Eyüp Kahveci'nin, geçen bir yılda bu tabloyu açıkça görmüş olduğunu düşünüyorum. Onun işi kolay değil. Belediyenin bozulmuş mali dengesi, kendisine karşı yürütülen sistematik yıpratma çabaları ve en önemlisi, belediye meclisinde azınlıkta oluşu... Tüm bunlar oldukça zorlu bir denklem oluşturuyor.

1992’den beri tanıdığım, hatta yakından tanıdığım Eyüp Kahveci, bugün kelimenin tam anlamıyla bir mücadele içinde. Uzak bir gözle değil, dikkatle ve yakından izliyorum süreci. Eleştirilere kulak veren, önerileri dikkate alan ve iktidar sarhoşluğu yaşamayan bir başkan profili çizmeye özen gösteriyor. Bu noktada onun en büyük handikabı, belediye meclisinde çoğunluğa sahip olmaması. Diğer sorunlar zamanla çözülebilir; ancak bu durum, önümüzdeki süreçte yönetim becerilerini daha da sınayacaktır.
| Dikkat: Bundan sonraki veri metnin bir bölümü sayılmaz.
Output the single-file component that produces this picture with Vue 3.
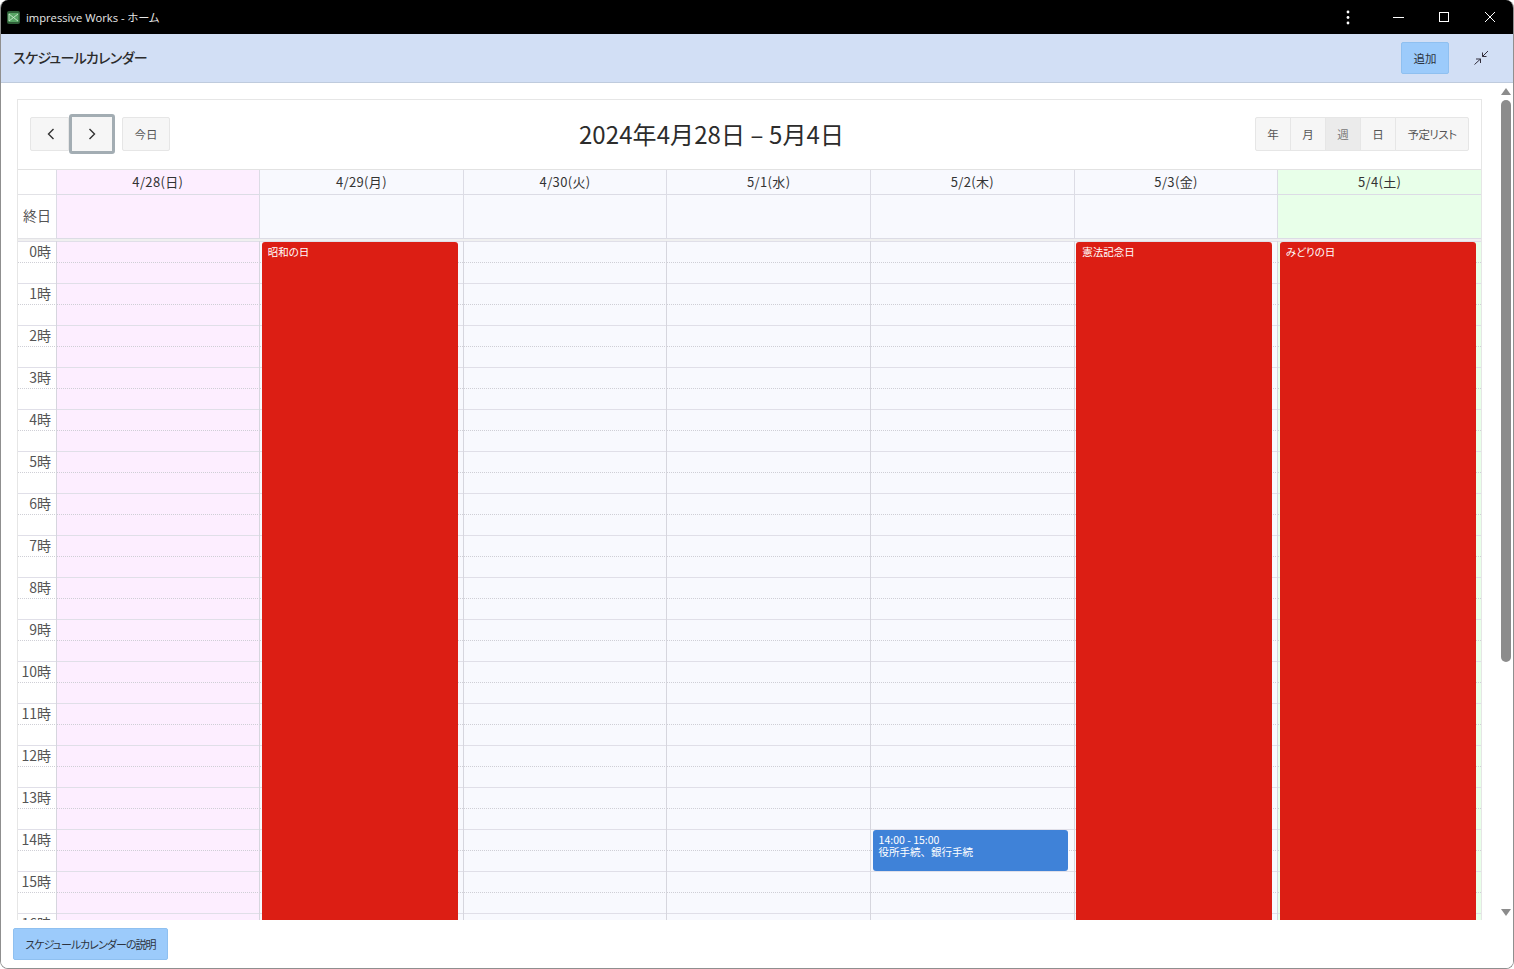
<script setup>
const days = [
  { label: '4/28(日)', tone: 'sun' },
  { label: '4/29(月)', tone: 'week', holiday: '昭和の日' },
  { label: '4/30(火)', tone: 'week' },
  { label: '5/1(水)', tone: 'week' },
  { label: '5/2(木)', tone: 'week', event: { time: '14:00 - 15:00', title: '役所手続、銀行手続' } },
  { label: '5/3(金)', tone: 'week', holiday: '憲法記念日' },
  { label: '5/4(土)', tone: 'sat', holiday: 'みどりの日' }
]
const hours = Array.from({ length: 24 }, (_, i) => i)
const views = ['年', '月', '週', '日', '予定リスト']
</script>

<template>
  <div class="window">
    <div class="titlebar">
      <svg class="app-icon" width="13" height="13" viewBox="0 0 13 13">
        <rect width="13" height="13" rx="2" fill="#2f5f38" />
        <rect x="1.5" y="2" width="10" height="9" fill="#58a565" />
        <path d="M2 3 L6.5 6.5 L2 10 Z M11 3 L6.5 6.5 L11 10" fill="none" stroke="#d5f0d8" stroke-width=".8" />
      </svg>
      <span class="app-name">impressive Works - ホーム</span>
      <div class="win-controls">
        <svg width="46" height="34" viewBox="0 0 46 34"><circle cx="23" cy="12" r="1.4" fill="#fff" /><circle cx="23" cy="17.5" r="1.4" fill="#fff" /><circle cx="23" cy="23" r="1.4" fill="#fff" /></svg>
        <svg width="46" height="34" viewBox="0 0 46 34"><path d="M22 17.5 H33" stroke="#fff" fill="none" /></svg>
        <svg width="46" height="34" viewBox="0 0 46 34"><rect x="22.5" y="12.5" width="9" height="9" stroke="#fff" fill="none" /></svg>
        <svg width="46" height="34" viewBox="0 0 46 34"><path d="M22 12 L32 22 M32 12 L22 22" stroke="#fff" fill="none" /></svg>
      </div>
    </div>

    <header class="appbar">
      <h1 class="page-title">スケジュールカレンダー</h1>
      <button class="btn-blue add">追加</button>
      <svg class="compress" width="16" height="16" viewBox="0 0 16 16">
        <path d="M15 1 L9.5 6.5 M9.5 2.5 V6.5 H13.5 M1.5 14.5 L7.5 9 M3 9 H7.5 V13" fill="none" stroke="#332f3c" stroke-width="1" />
      </svg>
    </header>

    <main class="content">
      <section class="calendar">
        <div class="toolbar">
          <div class="tool-left">
            <div class="nav-group">
              <button class="tool-btn nav">
                <svg width="10" height="14" viewBox="0 0 10 14"><path d="M7.5 2 L2.5 7 L7.5 12" fill="none" stroke="#333" stroke-width="1.4" /></svg>
              </button>
              <button class="tool-btn nav focused">
                <svg width="10" height="14" viewBox="0 0 10 14"><path d="M2.5 2 L7.5 7 L2.5 12" fill="none" stroke="#333" stroke-width="1.4" /></svg>
              </button>
            </div>
            <button class="tool-btn today">今日</button>
          </div>
          <h2 class="range">2024年4月28日 – 5月4日</h2>
          <div class="view-group">
            <button v-for="v in views" :key="v" class="tool-btn view" :class="{ active: v === '週' }">{{ v }}</button>
          </div>
        </div>

        <div class="grid-row head-row">
          <div class="axis-cell"></div>
          <div v-for="d in days" :key="d.label" class="head-cell" :class="d.tone">{{ d.label }}</div>
        </div>
        <div class="grid-row allday-row">
          <div class="axis-cell allday-label">終日</div>
          <div v-for="d in days" :key="d.label" class="allday-cell" :class="d.tone"></div>
        </div>
        <div class="band"></div>

        <div class="grid-row time-grid">
          <div class="axis-col">
            <div v-for="h in hours" :key="h" class="slot axis-slot"><span>{{ h }}時</span></div>
          </div>
          <div v-for="d in days" :key="d.label" class="day-col" :class="d.tone">
            <div v-for="h in hours" :key="h" class="slot"></div>
            <div v-if="d.holiday" class="event holiday">{{ d.holiday }}</div>
            <div v-if="d.event" class="event timed">
              <div>{{ d.event.time }}</div>
              <div>{{ d.event.title }}</div>
            </div>
          </div>
        </div>
      </section>

      <div class="scrollbar">
        <div class="arrow up"></div>
        <div class="thumb"></div>
        <div class="arrow down"></div>
      </div>
    </main>

    <footer class="footer">
      <button class="btn-blue help">スケジュールカレンダーの説明</button>
    </footer>
  </div>
</template>

<style>
html, body { margin: 0; background: #fff; }
</style>

<style scoped>
* { box-sizing: border-box; }
.window {
  width: 1514px;
  height: 969px;
  display: flex;
  flex-direction: column;
  overflow: hidden;
  border-radius: 8px;
  border: 1px solid #8f8f8f;
  border-top: 0;
  background: #fff;
  font-family: "Noto Sans CJK JP", "Open Sans", sans-serif;
  font-feature-settings: "palt";
  color: #333;
}
.titlebar {
  height: 34px;
  flex: none;
  background: #000;
  color: #fff;
  display: flex;
  align-items: center;
  padding-left: 7px;
  margin: 0 -1px;
}
.app-icon { flex: none; }
.app-name {
  margin-left: 6px;
  font-family: "Open Sans", "Noto Sans CJK JP", sans-serif;
  font-size: 11.2px;
  color: #e8e8e8;
}
.win-controls { margin-left: auto; display: flex; margin-right: 5px; }
.win-controls svg { display: block; }
.appbar {
  height: 49px;
  flex: none;
  background: #d2dff5;
  border-bottom: 1px solid #bfcbdd;
  display: flex;
  align-items: center;
  padding: 0 24px 0 12px;
}
.page-title {
  margin: -3px 0 0;
  font-size: 14px;
  letter-spacing: -.65px;
  font-weight: 500;
  color: #2b2b2b;
  white-space: nowrap;
}
.btn-blue {
  background: #9ccbfb;
  border: 1px solid #8fc0f0;
  border-radius: 2px;
  color: #2d3440;
  font: inherit;
  font-size: 11.5px;
  padding: 0;
  white-space: nowrap;
}
.add { margin-left: auto; width: 48px; height: 32px; }
.compress { margin-left: 24px; }
.content {
  position: relative;
  flex: 1;
  min-height: 0;
  padding: 16px 31px 0 16px;
  overflow: hidden;
}
.calendar {
  height: 100%;
  border: 1px solid #e6e6e6;
  border-bottom: 0;
  overflow: hidden;
  display: flex;
  flex-direction: column;
}
.toolbar {
  height: 69px;
  flex: none;
  position: relative;
  display: flex;
  align-items: center;
  justify-content: space-between;
  padding: 0 12px 1px 12px;
}
.tool-left { display: flex; gap: 7px; align-items: center; }
.nav-group { display: flex; }
.tool-btn {
  height: 34px;
  background: #f6f6f6;
  border: 1px solid #e6e6e6;
  font: inherit;
  font-size: 11.5px;
  color: #555;
  padding: 0;
  border-radius: 2px;
  display: flex;
  align-items: center;
  justify-content: center;
  white-space: nowrap;
}
.nav { width: 40px; }
.nav:first-child { width: 39px; border-radius: 2px 0 0 2px; padding-left: 3px; }
.focused {
  width: 46px;
  height: 40px;
  margin: -3px 0 -3px 0;
  border: 3px solid #a3adb3;
  position: relative;
  border-radius: 3px;
}
.today { width: 48px; }
.range {
  position: absolute;
  left: 0;
  right: 76px;
  top: 0;
  height: 67px;
  margin: 0;
  text-align: center;
  font-size: 24px;
  line-height: 67px;
  font-weight: 400;
  color: #2c2c2c;
  letter-spacing: .1px;
  font-feature-settings: normal;
  pointer-events: none;
}
.view-group { display: flex; }
.view { width: 36px; border-radius: 0; margin-left: -1px; }
.view:first-child { border-radius: 2px 0 0 2px; margin-left: 0; }
.view:last-child { width: 74px; border-radius: 0 2px 2px 0; letter-spacing: -.5px; }
.view.active { background: #ebebeb; color: #777; }
.grid-row {
  display: grid;
  grid-template-columns: 37.5px repeat(7, 1fr);
  flex: none;
}
.head-row { height: 26px; border-top: 1px solid #e2e2e2; }
.head-cell {
  border-left: 1px solid #dcdce5;
  border-bottom: 1px solid #dcdce5;
  text-align: center;
  font-size: 13px;
  letter-spacing: .35px;
  line-height: 24px;
  color: #333;
}
.axis-cell { border-bottom: 1px solid #e2e2e6; }
.allday-row { height: 44px; }
.allday-cell { border-left: 1px solid #dcdce5; border-bottom: 1px solid #dcdce5; }
.allday-label {
  font-size: 14px;
  line-height: 40px;
  text-align: right;
  padding-right: 4.5px;
  color: #555;
}
.band { height: 2px; flex: none; background: #f0f0f0; }
.time-grid { flex: none; }
.sun { background: #fdeeff; }
.week { background: #f8f9fe; }
.sat { background: #e8ffe9; }
.day-col { position: relative; border-left: 1px solid #d6d6de; }
.slot {
  height: 42px;
  background-image: repeating-linear-gradient(to right, #cfcfd6 0 1px, transparent 1px 2px);
  background-size: 100% 1px;
  background-position: 0 20px;
  background-repeat: no-repeat;
  border-top: 1px solid #e0dfe8;
}
.axis-slot {
  font-size: 14px;
  line-height: 18px;
  text-align: right;
  padding-right: 4.5px;
  color: #555;
}
.event {
  position: absolute;
  left: 1.5px;
  right: 5px;
  border-radius: 3px;
  color: #fff;
  font-size: 10.5px;
  line-height: 12px;
  padding: 4px 6px;
}
.holiday { top: 1px; bottom: 4px; background: #dc1e14; }
.timed {
  top: 589px;
  height: 41px;
  right: 5.5px;
  background: #3f82d8;
  font-feature-settings: normal;
}
.scrollbar {
  position: absolute;
  top: 0;
  bottom: 0;
  right: 2px;
  width: 10px;
  display: flex;
  flex-direction: column;
  align-items: center;
}
.thumb {
  width: 10px;
  height: 562px;
  margin-top: 5px;
  background: #8c8c8c;
  border-radius: 5px;
}
.arrow { width: 0; height: 0; border-left: 5px solid transparent; border-right: 5px solid transparent; }
.arrow.up { margin-top: 5px; border-bottom: 7px solid #8c8c8c; }
.arrow.down { margin-top: auto; margin-bottom: 4px; border-top: 7px solid #8c8c8c; }
.footer {
  height: 48px;
  flex: none;
  background: #fff;
  padding: 8px 12px;
}
.help { width: 155px; height: 32px; font-size: 11px; letter-spacing: -.93px; }
</style>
Şöyle bilirim; Eyüp Kahveci haram yemez ve yemek isteyene de yol vermez… Devletine sadık bir Türk evladıdır…

Geriye dört yıl kaldı. Bu süre zarfında Eyüp Kahveci nasıl bir strateji izleyecek, hangi adımları atacak, neleri göze alacak? Bunu hep birlikte göreceğiz.

Sevgiyle kalın…

GÜZEL CÜMLELER

Siyaset sahnesinde sahici olmak, her zaman alkış getirmeyebilir ama iz bırakır.